───── SUPPLIED MATERIAL ─────
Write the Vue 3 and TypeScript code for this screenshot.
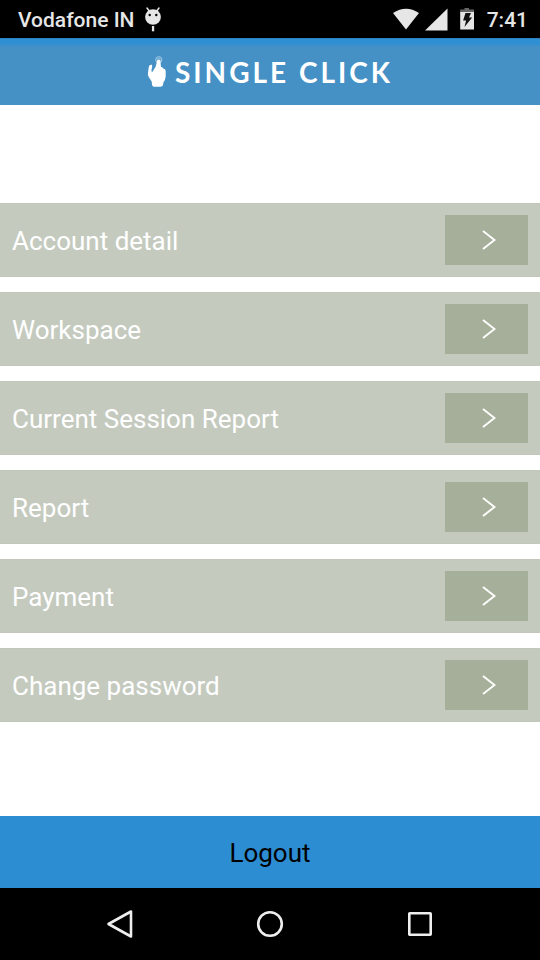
<script setup lang="ts">
interface MenuEntry {
  id: string
  label: string
}

const entries: MenuEntry[] = [
  { id: 'account', label: 'Account detail' },
  { id: 'workspace', label: 'Workspace' },
  { id: 'session-report', label: 'Current Session Report' },
  { id: 'report', label: 'Report' },
  { id: 'payment', label: 'Payment' },
  { id: 'password', label: 'Change password' },
]
</script>

<template>
  <div class="screen">
    <div class="status">
      <div class="status-group">
        <span>Vodafone IN</span>
        <svg class="robot" width="18" height="26" viewBox="0 0 18 26" aria-hidden="true">
          <path d="M3 2l3 4M15 2l-3 4" stroke="#e6e6e6" stroke-width="1.5" stroke-linecap="round" />
          <ellipse cx="9" cy="11" rx="7.9" ry="7.8" fill="#e6e6e6" />
          <rect x="7.9" y="20" width="2.3" height="5.3" fill="#e6e6e6" />
          <circle cx="5.7" cy="9" r="1.2" fill="#000" />
          <circle cx="12.3" cy="9" r="1.2" fill="#000" />
        </svg>
      </div>
      <div class="status-group">
        <svg class="signals" width="84" height="24" viewBox="0 0 84 24" aria-hidden="true">
          <path d="M0 6Q13 -2.500 26 6L13 22.500Z" fill="#e6e6e6" />
          <path d="M54.500 1.500V23.500H32Z" fill="#e6e6e6" />
          <path d="M71.500 1h4.500v1.500h5V6H67.200V2.500h4.300z" fill="#666" />
          <path d="M67.200 5h13.800V22.500H67.200z" fill="#e6e6e6" />
          <path d="M72.500 6h5.500L76 10.500h3.200L71.500 20l1.600-6.500h-3z" fill="#111" />
        </svg>
        <span>7:41</span>
      </div>
    </div>

    <header class="brand">
      <svg width="20" height="32" viewBox="0 0 20 32" aria-hidden="true">
        <circle cx="11.800" cy="3.800" r="3.100" fill="none" stroke="#c3dced" stroke-width="0.800" />
        <circle cx="11.800" cy="3.800" r="1.500" fill="none" stroke="#c3dced" stroke-width="0.600" />
        <path
          d="M10.200 4.500Q11.800 2.500 13.400 4.700L14 11Q15.600 10.500 16.200 12.400Q18.500 12.200 18.700 15V20.500Q18.300 24 16.400 26.500L16 29Q15.800 30.800 12 30.800H8Q5.200 30.800 5 28.500L4.700 25.500L2 21.500Q.2 18.600 1 16.500L1.800 11Q2.300 8.200 4.900 8.800L5.200 10.500L4.400 14.500L5 16.500L8.600 10.800Z"
          fill="#fff"
        />
      </svg>
      <h1>SINGLE CLICK</h1>
    </header>

    <main class="content">
      <ul class="menu">
        <li v-for="entry in entries" :key="entry.id" class="row">
          <span :id="entry.id" class="label">{{ entry.label }}</span>
          <button type="button" class="open" :aria-labelledby="entry.id">
            <svg width="14" height="22" viewBox="0 0 14 22" aria-hidden="true">
              <path d="M1 2L12.500 11L1 20" fill="none" stroke="#fff" stroke-width="1.900" />
            </svg>
          </button>
        </li>
      </ul>
    </main>

    <button type="button" class="logout">Logout</button>

    <nav class="system">
      <button type="button" aria-label="Back">
        <svg width="30" height="30" viewBox="0 0 30 30">
          <path d="M3.500 15L26 2.500V27.500Z" />
        </svg>
      </button>
      <button type="button" aria-label="Home">
        <svg width="30" height="30" viewBox="0 0 30 30">
          <circle cx="15" cy="15" r="11.800" />
        </svg>
      </button>
      <button type="button" aria-label="Recent apps">
        <svg width="30" height="30" viewBox="0 0 30 30">
          <rect x="4.300" y="4.300" width="21.400" height="21.400" rx="0.500" />
        </svg>
      </button>
    </nav>
  </div>
</template>

<style>
body {
  margin: 0;
}
</style>

<style scoped>
.screen {
  display: flex;
  flex-direction: column;
  min-height: 100vh;
  background: #fff;
  font-family: Roboto, 'Noto Sans', sans-serif;
}

button {
  border: 0;
  padding: 0;
  font: inherit;
  cursor: pointer;
}

svg {
  display: block;
}

.status {
  display: flex;
  justify-content: space-between;
  align-items: center;
  height: 38px;
  padding: 0 12px 0 18px;
  background: #000;
  color: #e6e6e6;
  font-size: 21px;
  font-weight: 500;
  line-height: 38px;
}

.status-group {
  display: flex;
  align-items: center;
  gap: 10px;
}

.status-group span {
  padding-top: 2px;
  line-height: 24px;
}

.brand {
  display: flex;
  align-items: center;
  justify-content: center;
  gap: 8px;
  box-sizing: border-box;
  height: 67px;
  border-top: 1px solid #2d7fbd;
  background: linear-gradient(#2d8fd5 0, #3190d1 5px, #4591c6 8px, #4591c6 100%);
  color: #fff;
}

.brand h1 {
  margin: 0;
  font-family: Lato, sans-serif;
  font-size: 28px;
  font-weight: 700;
  line-height: 36px;
  letter-spacing: 3px;
}

.content {
  display: flex;
  flex: 1;
  align-items: center;
  padding: 4px 0 0;
}

.menu {
  display: flex;
  flex: 1;
  flex-direction: column;
  gap: 15px;
  margin: 0;
  padding: 0;
  list-style: none;
}

.row {
  display: flex;
  align-items: center;
  justify-content: space-between;
  box-sizing: border-box;
  height: 74px;
  padding: 0 12px;
  border: 1px solid #c2c7b9;
  border-width: 1px 0;
  background: #c5cabf;
}

.label {
  padding-top: 2px;
  color: #fff;
  font-size: 26px;
  line-height: 32px;
}

.open {
  display: flex;
  align-items: center;
  justify-content: center;
  width: 83px;
  height: 50px;
  padding-left: 4px;
  background: #a6af99;
}

.logout {
  height: 72px;
  padding-top: 2px;
  background: #2d8dd2;
  color: #000;
  font-size: 26px;
  line-height: 32px;
}

.system {
  display: flex;
  justify-content: center;
  gap: 120px;
  height: 72px;
  background: #000;
}

.system button {
  background: none;
}

.system svg {
  fill: none;
  stroke: #eee;
  stroke-width: 2.6;
  stroke-linejoin: round;
}
</style>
─────
REQUIRED WORK: Are you able to set down all the lines above exactly, without any pictures?

WORKED SOLUTION:
Write the Vue 3 and TypeScript code for this screenshot.
<script setup lang="ts">
interface MenuEntry {
  id: string
  label: string
}

const entries: MenuEntry[] = [
  { id: 'account', label: 'Account detail' },
  { id: 'workspace', label: 'Workspace' },
  { id: 'session-report', label: 'Current Session Report' },
  { id: 'report', label: 'Report' },
  { id: 'payment', label: 'Payment' },
  { id: 'password', label: 'Change password' },
]
</script>

<template>
  <div class="screen">
    <div class="status">
      <div class="status-group">
        <span>Vodafone IN</span>
        <svg class="robot" width="18" height="26" viewBox="0 0 18 26" aria-hidden="true">
          <path d="M3 2l3 4M15 2l-3 4" stroke="#e6e6e6" stroke-width="1.5" stroke-linecap="round" />
          <ellipse cx="9" cy="11" rx="7.9" ry="7.8" fill="#e6e6e6" />
          <rect x="7.9" y="20" width="2.3" height="5.3" fill="#e6e6e6" />
          <circle cx="5.7" cy="9" r="1.2" fill="#000" />
          <circle cx="12.3" cy="9" r="1.2" fill="#000" />
        </svg>
      </div>
      <div class="status-group">
        <svg class="signals" width="84" height="24" viewBox="0 0 84 24" aria-hidden="true">
          <path d="M0 6Q13 -2.500 26 6L13 22.500Z" fill="#e6e6e6" />
          <path d="M54.500 1.500V23.500H32Z" fill="#e6e6e6" />
          <path d="M71.500 1h4.500v1.500h5V6H67.200V2.500h4.300z" fill="#666" />
          <path d="M67.200 5h13.800V22.500H67.200z" fill="#e6e6e6" />
          <path d="M72.500 6h5.500L76 10.500h3.200L71.500 20l1.600-6.500h-3z" fill="#111" />
        </svg>
        <span>7:41</span>
      </div>
    </div>

    <header class="brand">
      <svg width="20" height="32" viewBox="0 0 20 32" aria-hidden="true">
        <circle cx="11.800" cy="3.800" r="3.100" fill="none" stroke="#c3dced" stroke-width="0.800" />
        <circle cx="11.800" cy="3.800" r="1.500" fill="none" stroke="#c3dced" stroke-width="0.600" />
        <path
          d="M10.200 4.500Q11.800 2.500 13.400 4.700L14 11Q15.600 10.500 16.200 12.400Q18.500 12.200 18.700 15V20.500Q18.300 24 16.400 26.500L16 29Q15.800 30.800 12 30.800H8Q5.200 30.800 5 28.500L4.700 25.500L2 21.500Q.2 18.600 1 16.500L1.800 11Q2.300 8.200 4.900 8.800L5.200 10.500L4.400 14.500L5 16.500L8.600 10.800Z"
          fill="#fff"
        />
      </svg>
      <h1>SINGLE CLICK</h1>
    </header>

    <main class="content">
      <ul class="menu">
        <li v-for="entry in entries" :key="entry.id" class="row">
          <span :id="entry.id" class="label">{{ entry.label }}</span>
          <button type="button" class="open" :aria-labelledby="entry.id">
            <svg width="14" height="22" viewBox="0 0 14 22" aria-hidden="true">
              <path d="M1 2L12.500 11L1 20" fill="none" stroke="#fff" stroke-width="1.900" />
            </svg>
          </button>
        </li>
      </ul>
    </main>

    <button type="button" class="logout">Logout</button>

    <nav class="system">
      <button type="button" aria-label="Back">
        <svg width="30" height="30" viewBox="0 0 30 30">
          <path d="M3.500 15L26 2.500V27.500Z" />
        </svg>
      </button>
      <button type="button" aria-label="Home">
        <svg width="30" height="30" viewBox="0 0 30 30">
          <circle cx="15" cy="15" r="11.800" />
        </svg>
      </button>
      <button type="button" aria-label="Recent apps">
        <svg width="30" height="30" viewBox="0 0 30 30">
          <rect x="4.300" y="4.300" width="21.400" height="21.400" rx="0.500" />
        </svg>
      </button>
    </nav>
  </div>
</template>

<style>
body {
  margin: 0;
}
</style>

<style scoped>
.screen {
  display: flex;
  flex-direction: column;
  min-height: 100vh;
  background: #fff;
  font-family: Roboto, 'Noto Sans', sans-serif;
}

button {
  border: 0;
  padding: 0;
  font: inherit;
  cursor: pointer;
}

svg {
  display: block;
}

.status {
  display: flex;
  justify-content: space-between;
  align-items: center;
  height: 38px;
  padding: 0 12px 0 18px;
  background: #000;
  color: #e6e6e6;
  font-size: 21px;
  font-weight: 500;
  line-height: 38px;
}

.status-group {
  display: flex;
  align-items: center;
  gap: 10px;
}

.status-group span {
  padding-top: 2px;
  line-height: 24px;
}

.brand {
  display: flex;
  align-items: center;
  justify-content: center;
  gap: 8px;
  box-sizing: border-box;
  height: 67px;
  border-top: 1px solid #2d7fbd;
  background: linear-gradient(#2d8fd5 0, #3190d1 5px, #4591c6 8px, #4591c6 100%);
  color: #fff;
}

.brand h1 {
  margin: 0;
  font-family: Lato, sans-serif;
  font-size: 28px;
  font-weight: 700;
  line-height: 36px;
  letter-spacing: 3px;
}

.content {
  display: flex;
  flex: 1;
  align-items: center;
  padding: 4px 0 0;
}

.menu {
  display: flex;
  flex: 1;
  flex-direction: column;
  gap: 15px;
  margin: 0;
  padding: 0;
  list-style: none;
}

.row {
  display: flex;
  align-items: center;
  justify-content: space-between;
  box-sizing: border-box;
  height: 74px;
  padding: 0 12px;
  border: 1px solid #c2c7b9;
  border-width: 1px 0;
  background: #c5cabf;
}

.label {
  padding-top: 2px;
  color: #fff;
  font-size: 26px;
  line-height: 32px;
}

.open {
  display: flex;
  align-items: center;
  justify-content: center;
  width: 83px;
  height: 50px;
  padding-left: 4px;
  background: #a6af99;
}

.logout {
  height: 72px;
  padding-top: 2px;
  background: #2d8dd2;
  color: #000;
  font-size: 26px;
  line-height: 32px;
}

.system {
  display: flex;
  justify-content: center;
  gap: 120px;
  height: 72px;
  background: #000;
}

.system button {
  background: none;
}

.system svg {
  fill: none;
  stroke: #eee;
  stroke-width: 2.6;
  stroke-linejoin: round;
}
</style>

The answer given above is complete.